--- start COLLECTED DATA ---

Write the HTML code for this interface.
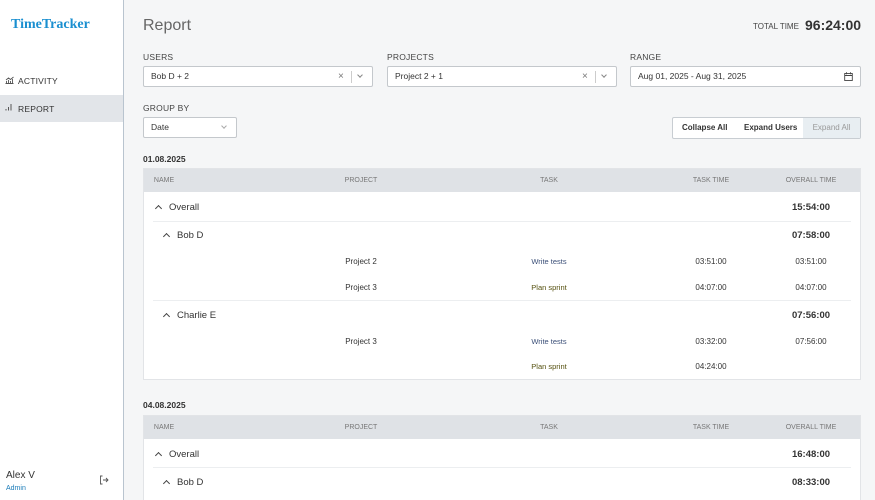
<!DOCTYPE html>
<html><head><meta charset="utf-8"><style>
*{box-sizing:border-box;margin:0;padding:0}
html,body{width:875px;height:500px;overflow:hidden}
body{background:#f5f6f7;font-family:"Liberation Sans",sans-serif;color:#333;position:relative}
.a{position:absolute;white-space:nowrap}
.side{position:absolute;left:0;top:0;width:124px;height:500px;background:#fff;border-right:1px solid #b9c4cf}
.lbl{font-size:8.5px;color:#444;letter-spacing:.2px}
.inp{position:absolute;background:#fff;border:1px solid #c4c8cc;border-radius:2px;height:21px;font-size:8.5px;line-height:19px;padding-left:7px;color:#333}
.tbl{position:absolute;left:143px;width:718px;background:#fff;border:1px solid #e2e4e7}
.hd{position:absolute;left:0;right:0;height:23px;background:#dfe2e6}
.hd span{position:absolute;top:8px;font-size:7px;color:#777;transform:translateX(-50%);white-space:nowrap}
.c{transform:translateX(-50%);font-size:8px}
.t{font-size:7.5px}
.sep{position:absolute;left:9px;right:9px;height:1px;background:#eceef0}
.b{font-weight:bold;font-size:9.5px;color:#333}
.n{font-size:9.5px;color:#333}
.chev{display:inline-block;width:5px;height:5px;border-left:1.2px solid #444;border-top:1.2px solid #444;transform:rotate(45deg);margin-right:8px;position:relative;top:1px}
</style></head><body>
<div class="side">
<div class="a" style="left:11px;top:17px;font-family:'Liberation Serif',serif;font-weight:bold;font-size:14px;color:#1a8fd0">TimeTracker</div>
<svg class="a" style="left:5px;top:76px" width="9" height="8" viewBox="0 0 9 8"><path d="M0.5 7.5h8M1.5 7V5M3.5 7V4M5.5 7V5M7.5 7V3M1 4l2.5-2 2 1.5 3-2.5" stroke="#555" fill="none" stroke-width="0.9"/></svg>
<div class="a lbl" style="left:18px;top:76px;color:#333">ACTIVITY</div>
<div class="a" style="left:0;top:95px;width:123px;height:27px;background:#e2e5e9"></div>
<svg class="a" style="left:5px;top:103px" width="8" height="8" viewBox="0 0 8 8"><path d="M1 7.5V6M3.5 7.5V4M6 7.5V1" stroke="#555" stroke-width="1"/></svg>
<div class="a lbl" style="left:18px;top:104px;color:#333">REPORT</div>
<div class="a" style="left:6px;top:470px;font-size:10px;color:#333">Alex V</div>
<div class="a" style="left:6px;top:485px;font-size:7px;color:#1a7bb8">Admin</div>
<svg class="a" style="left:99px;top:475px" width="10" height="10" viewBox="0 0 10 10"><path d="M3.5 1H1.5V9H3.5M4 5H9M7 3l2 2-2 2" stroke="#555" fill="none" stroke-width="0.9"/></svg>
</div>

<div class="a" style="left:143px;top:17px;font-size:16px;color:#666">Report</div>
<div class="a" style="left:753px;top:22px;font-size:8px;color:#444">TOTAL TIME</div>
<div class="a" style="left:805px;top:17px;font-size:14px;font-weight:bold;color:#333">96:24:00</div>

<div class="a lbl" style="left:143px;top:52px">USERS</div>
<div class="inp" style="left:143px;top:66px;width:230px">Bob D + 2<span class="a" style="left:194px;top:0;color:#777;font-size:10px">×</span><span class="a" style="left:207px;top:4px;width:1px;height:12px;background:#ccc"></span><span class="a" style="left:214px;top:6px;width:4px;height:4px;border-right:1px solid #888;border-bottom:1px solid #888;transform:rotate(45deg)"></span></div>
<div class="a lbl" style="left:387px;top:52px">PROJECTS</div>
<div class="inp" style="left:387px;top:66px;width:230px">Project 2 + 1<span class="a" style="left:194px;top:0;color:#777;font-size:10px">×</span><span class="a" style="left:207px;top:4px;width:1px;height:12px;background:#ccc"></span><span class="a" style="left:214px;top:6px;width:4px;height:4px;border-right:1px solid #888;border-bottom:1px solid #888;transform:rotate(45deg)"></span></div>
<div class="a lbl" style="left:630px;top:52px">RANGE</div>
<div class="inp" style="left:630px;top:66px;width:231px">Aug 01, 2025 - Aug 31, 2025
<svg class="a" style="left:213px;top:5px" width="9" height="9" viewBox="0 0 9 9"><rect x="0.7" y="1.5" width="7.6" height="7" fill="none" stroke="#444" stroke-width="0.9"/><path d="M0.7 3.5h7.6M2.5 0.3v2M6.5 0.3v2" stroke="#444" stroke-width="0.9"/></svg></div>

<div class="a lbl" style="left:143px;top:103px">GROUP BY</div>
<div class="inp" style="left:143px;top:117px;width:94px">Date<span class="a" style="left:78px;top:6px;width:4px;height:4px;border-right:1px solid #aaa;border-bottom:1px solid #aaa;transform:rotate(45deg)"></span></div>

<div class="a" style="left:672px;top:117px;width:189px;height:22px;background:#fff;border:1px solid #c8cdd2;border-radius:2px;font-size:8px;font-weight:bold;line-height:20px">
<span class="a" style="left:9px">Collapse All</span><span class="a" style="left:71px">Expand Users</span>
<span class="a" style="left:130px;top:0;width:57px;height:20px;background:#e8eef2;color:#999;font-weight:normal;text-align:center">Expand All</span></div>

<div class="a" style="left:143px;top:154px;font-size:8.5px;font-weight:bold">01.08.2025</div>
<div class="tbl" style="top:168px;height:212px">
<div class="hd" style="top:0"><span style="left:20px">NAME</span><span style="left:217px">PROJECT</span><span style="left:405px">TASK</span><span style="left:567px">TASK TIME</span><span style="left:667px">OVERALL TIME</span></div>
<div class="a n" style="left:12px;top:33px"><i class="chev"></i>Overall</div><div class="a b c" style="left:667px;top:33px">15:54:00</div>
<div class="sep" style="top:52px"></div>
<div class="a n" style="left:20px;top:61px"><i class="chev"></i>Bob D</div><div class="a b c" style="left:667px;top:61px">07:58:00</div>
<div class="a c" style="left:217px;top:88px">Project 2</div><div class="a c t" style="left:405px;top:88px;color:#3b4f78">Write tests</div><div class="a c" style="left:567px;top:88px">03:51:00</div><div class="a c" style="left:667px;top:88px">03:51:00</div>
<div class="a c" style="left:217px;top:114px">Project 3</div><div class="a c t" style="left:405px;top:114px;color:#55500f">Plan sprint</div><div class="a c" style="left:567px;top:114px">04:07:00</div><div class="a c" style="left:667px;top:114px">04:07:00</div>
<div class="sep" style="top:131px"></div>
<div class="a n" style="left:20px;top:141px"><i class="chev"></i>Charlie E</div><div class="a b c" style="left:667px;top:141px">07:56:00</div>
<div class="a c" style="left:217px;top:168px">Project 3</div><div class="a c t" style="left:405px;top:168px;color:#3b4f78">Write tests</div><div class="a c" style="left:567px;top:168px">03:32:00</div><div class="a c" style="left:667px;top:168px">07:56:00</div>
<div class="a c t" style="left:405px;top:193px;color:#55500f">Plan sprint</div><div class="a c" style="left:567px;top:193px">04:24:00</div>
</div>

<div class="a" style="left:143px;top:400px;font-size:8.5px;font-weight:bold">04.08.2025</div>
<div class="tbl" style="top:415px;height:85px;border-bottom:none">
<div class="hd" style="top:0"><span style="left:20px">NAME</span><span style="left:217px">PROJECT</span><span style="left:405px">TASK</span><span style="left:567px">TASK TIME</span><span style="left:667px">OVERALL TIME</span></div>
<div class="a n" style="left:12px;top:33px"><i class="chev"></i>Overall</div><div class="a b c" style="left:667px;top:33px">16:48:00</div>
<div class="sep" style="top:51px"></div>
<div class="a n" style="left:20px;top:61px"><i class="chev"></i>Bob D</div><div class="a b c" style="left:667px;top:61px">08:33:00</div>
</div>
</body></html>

--- end COLLECTED DATA ---

§ WHAT YOU ARE ASKED TO DO: Write out the full listing verbatim, excluding its pictures.

§ OUTPUT FOR THIS TASK:
Write the HTML code for this interface.
<!DOCTYPE html>
<html><head><meta charset="utf-8"><style>
*{box-sizing:border-box;margin:0;padding:0}
html,body{width:875px;height:500px;overflow:hidden}
body{background:#f5f6f7;font-family:"Liberation Sans",sans-serif;color:#333;position:relative}
.a{position:absolute;white-space:nowrap}
.side{position:absolute;left:0;top:0;width:124px;height:500px;background:#fff;border-right:1px solid #b9c4cf}
.lbl{font-size:8.5px;color:#444;letter-spacing:.2px}
.inp{position:absolute;background:#fff;border:1px solid #c4c8cc;border-radius:2px;height:21px;font-size:8.5px;line-height:19px;padding-left:7px;color:#333}
.tbl{position:absolute;left:143px;width:718px;background:#fff;border:1px solid #e2e4e7}
.hd{position:absolute;left:0;right:0;height:23px;background:#dfe2e6}
.hd span{position:absolute;top:8px;font-size:7px;color:#777;transform:translateX(-50%);white-space:nowrap}
.c{transform:translateX(-50%);font-size:8px}
.t{font-size:7.5px}
.sep{position:absolute;left:9px;right:9px;height:1px;background:#eceef0}
.b{font-weight:bold;font-size:9.5px;color:#333}
.n{font-size:9.5px;color:#333}
.chev{display:inline-block;width:5px;height:5px;border-left:1.2px solid #444;border-top:1.2px solid #444;transform:rotate(45deg);margin-right:8px;position:relative;top:1px}
</style></head><body>
<div class="side">
<div class="a" style="left:11px;top:17px;font-family:'Liberation Serif',serif;font-weight:bold;font-size:14px;color:#1a8fd0">TimeTracker</div>
<svg class="a" style="left:5px;top:76px" width="9" height="8" viewBox="0 0 9 8"><path d="M0.5 7.5h8M1.5 7V5M3.5 7V4M5.5 7V5M7.5 7V3M1 4l2.5-2 2 1.5 3-2.5" stroke="#555" fill="none" stroke-width="0.9"/></svg>
<div class="a lbl" style="left:18px;top:76px;color:#333">ACTIVITY</div>
<div class="a" style="left:0;top:95px;width:123px;height:27px;background:#e2e5e9"></div>
<svg class="a" style="left:5px;top:103px" width="8" height="8" viewBox="0 0 8 8"><path d="M1 7.5V6M3.5 7.5V4M6 7.5V1" stroke="#555" stroke-width="1"/></svg>
<div class="a lbl" style="left:18px;top:104px;color:#333">REPORT</div>
<div class="a" style="left:6px;top:470px;font-size:10px;color:#333">Alex V</div>
<div class="a" style="left:6px;top:485px;font-size:7px;color:#1a7bb8">Admin</div>
<svg class="a" style="left:99px;top:475px" width="10" height="10" viewBox="0 0 10 10"><path d="M3.5 1H1.5V9H3.5M4 5H9M7 3l2 2-2 2" stroke="#555" fill="none" stroke-width="0.9"/></svg>
</div>

<div class="a" style="left:143px;top:17px;font-size:16px;color:#666">Report</div>
<div class="a" style="left:753px;top:22px;font-size:8px;color:#444">TOTAL TIME</div>
<div class="a" style="left:805px;top:17px;font-size:14px;font-weight:bold;color:#333">96:24:00</div>

<div class="a lbl" style="left:143px;top:52px">USERS</div>
<div class="inp" style="left:143px;top:66px;width:230px">Bob D + 2<span class="a" style="left:194px;top:0;color:#777;font-size:10px">×</span><span class="a" style="left:207px;top:4px;width:1px;height:12px;background:#ccc"></span><span class="a" style="left:214px;top:6px;width:4px;height:4px;border-right:1px solid #888;border-bottom:1px solid #888;transform:rotate(45deg)"></span></div>
<div class="a lbl" style="left:387px;top:52px">PROJECTS</div>
<div class="inp" style="left:387px;top:66px;width:230px">Project 2 + 1<span class="a" style="left:194px;top:0;color:#777;font-size:10px">×</span><span class="a" style="left:207px;top:4px;width:1px;height:12px;background:#ccc"></span><span class="a" style="left:214px;top:6px;width:4px;height:4px;border-right:1px solid #888;border-bottom:1px solid #888;transform:rotate(45deg)"></span></div>
<div class="a lbl" style="left:630px;top:52px">RANGE</div>
<div class="inp" style="left:630px;top:66px;width:231px">Aug 01, 2025 - Aug 31, 2025
<svg class="a" style="left:213px;top:5px" width="9" height="9" viewBox="0 0 9 9"><rect x="0.7" y="1.5" width="7.6" height="7" fill="none" stroke="#444" stroke-width="0.9"/><path d="M0.7 3.5h7.6M2.5 0.3v2M6.5 0.3v2" stroke="#444" stroke-width="0.9"/></svg></div>

<div class="a lbl" style="left:143px;top:103px">GROUP BY</div>
<div class="inp" style="left:143px;top:117px;width:94px">Date<span class="a" style="left:78px;top:6px;width:4px;height:4px;border-right:1px solid #aaa;border-bottom:1px solid #aaa;transform:rotate(45deg)"></span></div>

<div class="a" style="left:672px;top:117px;width:189px;height:22px;background:#fff;border:1px solid #c8cdd2;border-radius:2px;font-size:8px;font-weight:bold;line-height:20px">
<span class="a" style="left:9px">Collapse All</span><span class="a" style="left:71px">Expand Users</span>
<span class="a" style="left:130px;top:0;width:57px;height:20px;background:#e8eef2;color:#999;font-weight:normal;text-align:center">Expand All</span></div>

<div class="a" style="left:143px;top:154px;font-size:8.5px;font-weight:bold">01.08.2025</div>
<div class="tbl" style="top:168px;height:212px">
<div class="hd" style="top:0"><span style="left:20px">NAME</span><span style="left:217px">PROJECT</span><span style="left:405px">TASK</span><span style="left:567px">TASK TIME</span><span style="left:667px">OVERALL TIME</span></div>
<div class="a n" style="left:12px;top:33px"><i class="chev"></i>Overall</div><div class="a b c" style="left:667px;top:33px">15:54:00</div>
<div class="sep" style="top:52px"></div>
<div class="a n" style="left:20px;top:61px"><i class="chev"></i>Bob D</div><div class="a b c" style="left:667px;top:61px">07:58:00</div>
<div class="a c" style="left:217px;top:88px">Project 2</div><div class="a c t" style="left:405px;top:88px;color:#3b4f78">Write tests</div><div class="a c" style="left:567px;top:88px">03:51:00</div><div class="a c" style="left:667px;top:88px">03:51:00</div>
<div class="a c" style="left:217px;top:114px">Project 3</div><div class="a c t" style="left:405px;top:114px;color:#55500f">Plan sprint</div><div class="a c" style="left:567px;top:114px">04:07:00</div><div class="a c" style="left:667px;top:114px">04:07:00</div>
<div class="sep" style="top:131px"></div>
<div class="a n" style="left:20px;top:141px"><i class="chev"></i>Charlie E</div><div class="a b c" style="left:667px;top:141px">07:56:00</div>
<div class="a c" style="left:217px;top:168px">Project 3</div><div class="a c t" style="left:405px;top:168px;color:#3b4f78">Write tests</div><div class="a c" style="left:567px;top:168px">03:32:00</div><div class="a c" style="left:667px;top:168px">07:56:00</div>
<div class="a c t" style="left:405px;top:193px;color:#55500f">Plan sprint</div><div class="a c" style="left:567px;top:193px">04:24:00</div>
</div>

<div class="a" style="left:143px;top:400px;font-size:8.5px;font-weight:bold">04.08.2025</div>
<div class="tbl" style="top:415px;height:85px;border-bottom:none">
<div class="hd" style="top:0"><span style="left:20px">NAME</span><span style="left:217px">PROJECT</span><span style="left:405px">TASK</span><span style="left:567px">TASK TIME</span><span style="left:667px">OVERALL TIME</span></div>
<div class="a n" style="left:12px;top:33px"><i class="chev"></i>Overall</div><div class="a b c" style="left:667px;top:33px">16:48:00</div>
<div class="sep" style="top:51px"></div>
<div class="a n" style="left:20px;top:61px"><i class="chev"></i>Bob D</div><div class="a b c" style="left:667px;top:61px">08:33:00</div>
</div>
</body></html>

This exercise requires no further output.